I’m sure you’ve noticed over the last several years the rise in discussion about “gluten intolerance”. More parents are looking into gluten-free alternatives for their family. More people announce that they are intolerant to gluten, although they were not tested or diagnosed. So the real questions are: is gluten intolerance actually real or just a popular thing to say you have? If it is real, what does it look like? And, how do I know if I have it or not?
Firstly, we must provide a definition for gluten intolerance. It is not a food allergy. You should not confuse an intolerance with having an allergic reaction to something. Gluten intolerance is a physical condition that occurs in your stomach. So to answer the first question, yes, gluten intolerance is very real and I’ll share some numbers shortly to back that claim up. Essentially, undigested (as a result from poor quality and over synthesized grain) gluten proteins stick to your intestines and the body doesn’t recognize the substance. It treats it as a foreign invader, irritating the affected area. The proteins flatten out cells called microvilli that stick out from your intestines to absorb the nutrients from your food. When those microvilli are covered up, you have less surface area to absorb those nutrients. Therefore, your body actually goes through a state of malnutrition called malabsorption, which can cause side effects like chronic fatigue, neurological disorders, nutrient deficiencies, anemia, nausea, skin rashes, depression, and more. I’m positive you, the reader, have experienced one or more of those symptoms.

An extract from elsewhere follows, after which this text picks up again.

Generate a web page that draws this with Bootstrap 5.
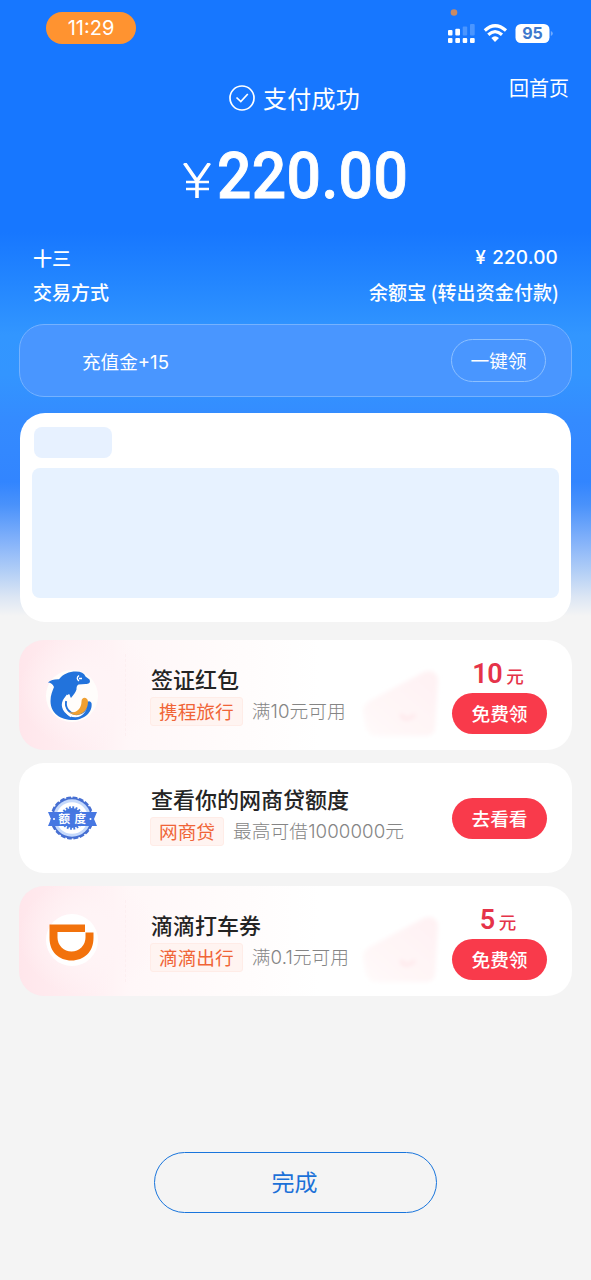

If you choose to remove gluten from your diet as many have recently, it gives the stomach a chance to heal. Depending on the severity of the intolerance, whether it’s just a mild sensitivity or celiac disease, it may be possible to consume grains that aren’t as processed as most we eat today. Others may not be as lucky. The stomach heals but the body may never allow for them to tolerate gluten. This usually occurs in those that have a genetic disorder that causes that sensitivity.
There are multiple theories as to how this sensitivity can be passed down through genes. Our environment and diet can affect how our genes and traits function. Some people may possess an unidentified gene that causes their immune system to think an undigested piece of gluten protein is invading the system. Another theory is that some people who eat gluten may have dysbiosis, damaged gut flora, from antibiotic use or consuming indigestible foods. Feeding infants grains before they are able to digest them may raise the risk for this condition. Low nutrient diets also may interfere with the body’s ability to suppress immune cells that are capable of attacking proteins.
Surveys suggest that 1 out of 133 people in the general population is gluten intolerant. Just a decade ago, those numbers were 1 in 2500 worldwide. That’s an astronomical rise over such a short period of time. That number may never go down but it’s up to you on whether or not you want that number to continue rising. When you feed your children food that’s nearly impossible to digest, you cause that statistic to rise. I don’t need to go into detail on what those foods are, I know you’re well aware of what they all are. Taking practical, hard steps is the only solution to a problem like this that requires effort.